Tuesday, December 20, 2022

Mikhail on the Federalist Theory of Implied Powers

John Mikhail, Georgetown University Law Center, has posted The Original Federalist Theory of Implied Powers, which is forthcoming in the Harvard Journal of Law and Public Policy:

William Lloyd Garrison (NYPL)
In March, 2022, Professor Michael McConnell and I debated the original design of the Constitution at The Federalist Society’s annual National Student Symposium. This forthcoming essay in the Harvard Journal of Law & Public Policy is a lightly edited transcript of my opening remarks at that debate. The essay argues that the two principal draftsmen of the Constitution, James Wilson and Gouverneur Morris, framed that instrument to vest sweeping implied powers in the Government of the United States, including but not limited to: (1) all the powers to which any nation would be entitled under the law of nations, (2) all the powers that Blackstone and other writers had explained were tacitly possessed by any legal corporation, (3) the power to legislate on all issues that affect the general interests or harmony of the United States, or that lay beyond the competence of the individual States, and (4) the power to fulfill all the purposes for which the Government of the United States was formed, including those ends enumerated in the Preamble and General Welfare Clause.
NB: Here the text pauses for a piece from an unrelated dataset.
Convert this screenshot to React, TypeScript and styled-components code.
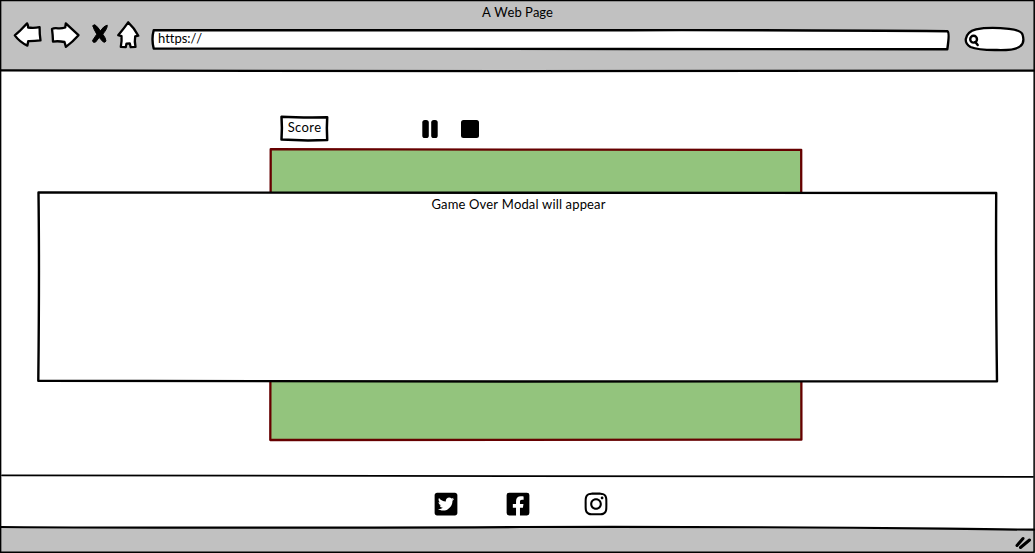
import React from "react";
import styled, { createGlobalStyle } from "styled-components";
import { FaTwitterSquare, FaFacebookSquare, FaInstagram } from "react-icons/fa";

const GlobalStyle = createGlobalStyle`
  * { box-sizing: border-box; }
  body { margin: 0; background: #fff; overflow: hidden; }
  svg { display: block; }
`;

const BrowserWindow = styled.div`
  position: relative;
  display: flex;
  flex-direction: column;
  width: 1035px;
  height: 553px;
  background: #fff;
  color: #000;
  font: 13px/16px Lato, "Open Sans", sans-serif;
`;

const Ink = styled.svg`
  position: absolute;
  inset: 0;
  width: 100%;
  height: 100%;
  overflow: visible;
  pointer-events: none;
  stroke-linecap: round;
  stroke-linejoin: round;
`;

const Chrome = styled.header`
  height: 71px;
  flex: none;
  background: #c1c1c1;
`;

const Title = styled.div`
  height: 20px;
  padding-top: 4px;
  text-align: center;
`;

const Toolbar = styled.div`
  display: flex;
  height: 32px;
  padding: 0 9px 0 12px;
`;

const ToolIcon = styled.svg<{ $gap?: number }>`
  flex: none;
  height: 32px;
  margin-left: ${(p) => p.$gap ?? 0}px;
  fill: #fff;
  stroke: #000;
  stroke-width: 2.3;
  stroke-linejoin: round;
  stroke-linecap: round;
`;

const AddressBar = styled.div`
  position: relative;
  width: 800px;
  height: 23px;
  margin: 8px 11px 0 9px;
  padding: 2px 7px;
`;

const Label = styled.span<{ $spacing?: number }>`
  position: relative;
  letter-spacing: ${(p) => p.$spacing ?? 0}px;
  font-kerning: none;
  white-space: nowrap;
`;

const Page = styled.main`
  position: relative;
  flex: 1;
  padding: 44px 232px 0 269px;
`;

const Controls = styled.div`
  display: flex;
  height: 33px;
  padding-left: 11px;
`;

const Score = styled.div`
  position: relative;
  width: 49px;
  height: 27px;
  padding-top: 4px;
  text-align: center;
`;

const Control = styled.svg<{ $gap: number }>`
  width: 18px;
  height: 18px;
  margin: 5px 0 0 ${(p) => p.$gap}px;
`;

const Board = styled.div`
  position: relative;
  width: 534px;
  height: 294px;
`;

const Modal = styled.section`
  position: absolute;
  left: 37px;
  top: 120px;
  width: 961px;
  height: 192px;
  padding: 5px 0 0 2px;
  text-align: center;
`;

const Social = styled.footer`
  position: relative;
  display: flex;
  flex: none;
  height: 51px;
  padding: 15px 0 0 433px;
`;

const SocialLink = styled.span<{ $gap?: number }>`
  margin-left: ${(p) => p.$gap ?? 0}px;
  font-size: 26px;
  width: 26px;
  height: 26px;
`;

const StatusBar = styled.div`
  position: relative;
  flex: none;
  height: 26px;
`;

export default function App() {
  return (
    <>
      <GlobalStyle />
      <BrowserWindow>
        <Chrome>
          <Title><Label>A Web Page</Label></Title>
          <Toolbar>
            <ToolIcon width="32" viewBox="12 20 32 32">
              <path d="M14.8 35.3 19.5 31.2 27.1 23.4Q28.2 25.1 28.1 27.5 34 28.2 39.6 27.2 39.5 34 40.5 40.4 34 41.3 28.2 41.2L27.4 45.6Q19.5 41.8 14.8 35.3Z" />
            </ToolIcon>
            <ToolIcon width="34" viewBox="48 20 34 32" $gap={4}>
              <path d="M52 29Q54 27.8 58 28.3 62 28.6 65.2 27.5L65.8 23.3 72 29.2 78.5 35.2Q72.5 42 65.9 46.9L64.5 42Q58 40.7 53 41.6 52.8 34.8 52 29Z" />
            </ToolIcon>
            <ToolIcon width="24" viewBox="88 20 24 32" $gap={6}>
              <path fill="#000" strokeWidth="1" d="M93 26Q93.3 24.5 94.9 24.8 98.3 27.2 100.3 31 103.7 26 107.2 25.1 107.8 28 102.8 34.2 105.7 38 106 41 105.3 43 103 41.8L99.2 37.4 95.6 42.1Q92.7 43.2 92.5 40.6L96.8 34.2Q93.5 29 93 26Z" />
            </ToolIcon>
            <ToolIcon width="28" viewBox="114 20 28 32" $gap={2}>
              <path d="M128.2 22.3Q123.8 28.5 118.2 35.2L121.5 36.2Q122 41.5 120.8 46.8L125.8 47.1 126.5 43.6 129.8 43.5 130.7 47.2 135.5 46.8Q134.3 41.5 135.2 36.4L138.3 35.7Q134.2 27.8 128.2 22.3Z" />
            </ToolIcon>
            <AddressBar>
              <Ink viewBox="0 0 800 23">
                <path d="M2.7 2.2Q250 1.7 480 2.2Q660 2 796.5 3.2Q798.8 4.5 796.3 21.3Q640 21.2 480 21Q240 20.7 2.7 20.5Q.3 11 2.7 2.2Z" fill="#fff" stroke="#000" strokeWidth="2.4" />
              </Ink>
              <Label $spacing={-0.05}>https://</Label>
            </AddressBar>
            <ToolIcon width="64" viewBox="962 20 64 32">
              <path d="M976 29.3Q989 26.8 1009 28.8Q1021 30.2 1022.5 34.5Q1025 42.5 1020.5 46Q1016 50.5 997 50Q978 50.2 970.5 47Q965.2 44 965.8 39Q967 31.5 976 29.3Z" />
              <circle cx="973.6" cy="39.2" r="3.4" strokeWidth="2.4" />
              <path d="m975.3 42 2.4 3" strokeWidth="2.4" />
            </ToolIcon>
          </Toolbar>
        </Chrome>

        <Page>
          <Controls>
            <Score>
              <Ink viewBox="0 0 49 27">
                <path d="M1.5 1.7Q20 2.7 47.2 2.3 46.5 13 47.2 25 24 26 1.5 24.6 2.3 13 1.5 1.7Z" fill="#fff" stroke="#000" strokeWidth="2.5" />
              </Ink>
              <Label $spacing={0.3}>Score</Label>
            </Score>
            <Control viewBox="0 0 18 18" $gap={93}>
              <rect x=".3" width="6.5" height="18" rx="2.6" />
              <rect x="9.2" width="6.5" height="18" rx="2.6" />
            </Control>
            <Control viewBox="0 0 18 18" $gap={21}>
              <rect width="18" height="18" rx="2.5" />
            </Control>
          </Controls>
          <Board>
            <Ink viewBox="0 0 534 294">
              <path d="M1.7 1.2Q150 1.8 300 1.7T532.2 1.8Q531.8 130 532.4 291.7 250 292.5 1.3 292Q2 120 1.7 1.2Z" fill="#93c47d" stroke="#660000" strokeWidth="2.3" />
            </Ink>
          </Board>
          <Modal>
            <Ink viewBox="0 0 961 192">
              <path d="M1.5 1.4Q270 2.2 480 1.8T959.2 2Q958.7 90 960 190.2 640 190.7 480 190.5T1.3 189.8Q2.5 80 1.5 1.4Z" fill="#fff" stroke="#000" strokeWidth="2.4" />
            </Ink>
            <Label $spacing={0.14}>Game Over Modal will appear</Label>
          </Modal>
        </Page>

        <Social>
          <Ink viewBox="0 0 1035 51" fill="none" stroke="#000">
            <path d="M2 -.7Q200 .6 520 .1T1033 .8" strokeWidth="1.8" />
          </Ink>
          <SocialLink><FaTwitterSquare /></SocialLink>
          <SocialLink $gap={46}><FaFacebookSquare /></SocialLink>
          <SocialLink $gap={52}><FaInstagram /></SocialLink>
        </Social>

        <StatusBar>
          <Ink viewBox="0 0 1035 26" stroke="#000">
            <path d="M0 0Q180 1.4 520 0C780-.8 850 .8 1035 2.7V26H0Z" fill="#c1c1c1" stroke="none" />
            <path d="M1 0Q180 1.4 520 0C780-.8 850 .8 1034 2.7" fill="none" strokeWidth="2.2" />
            <path d="m1017 18.5 6-7M1020.5 20.5l9-7.5" strokeWidth="3" />
          </Ink>
        </StatusBar>

        <Ink viewBox="0 0 1035 553" fill="none" stroke="#000">
          <path d="M.6.6H1034.2L1034.1 552.3H.6Z" strokeWidth="1.5" />
          <path d="M1 70.4Q240 71.3 520 71.2T1034 70.7" strokeWidth="2.2" />
        </Ink>
      </BrowserWindow>
    </>
  );
}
The essay responds to some familiar objections to this thesis, with particular reference to the ratification of the Constitution, controversies in the First Congress, early congressional practice, and other evidence of original public meaning. Finally, the essay touches on the implications of this thesis for our understanding of “the federal consensus” and the disputes between later abolitionists, such as William Lloyd Garrison and Frederick Douglass, over the constitutional powers of the United States to abolish slavery.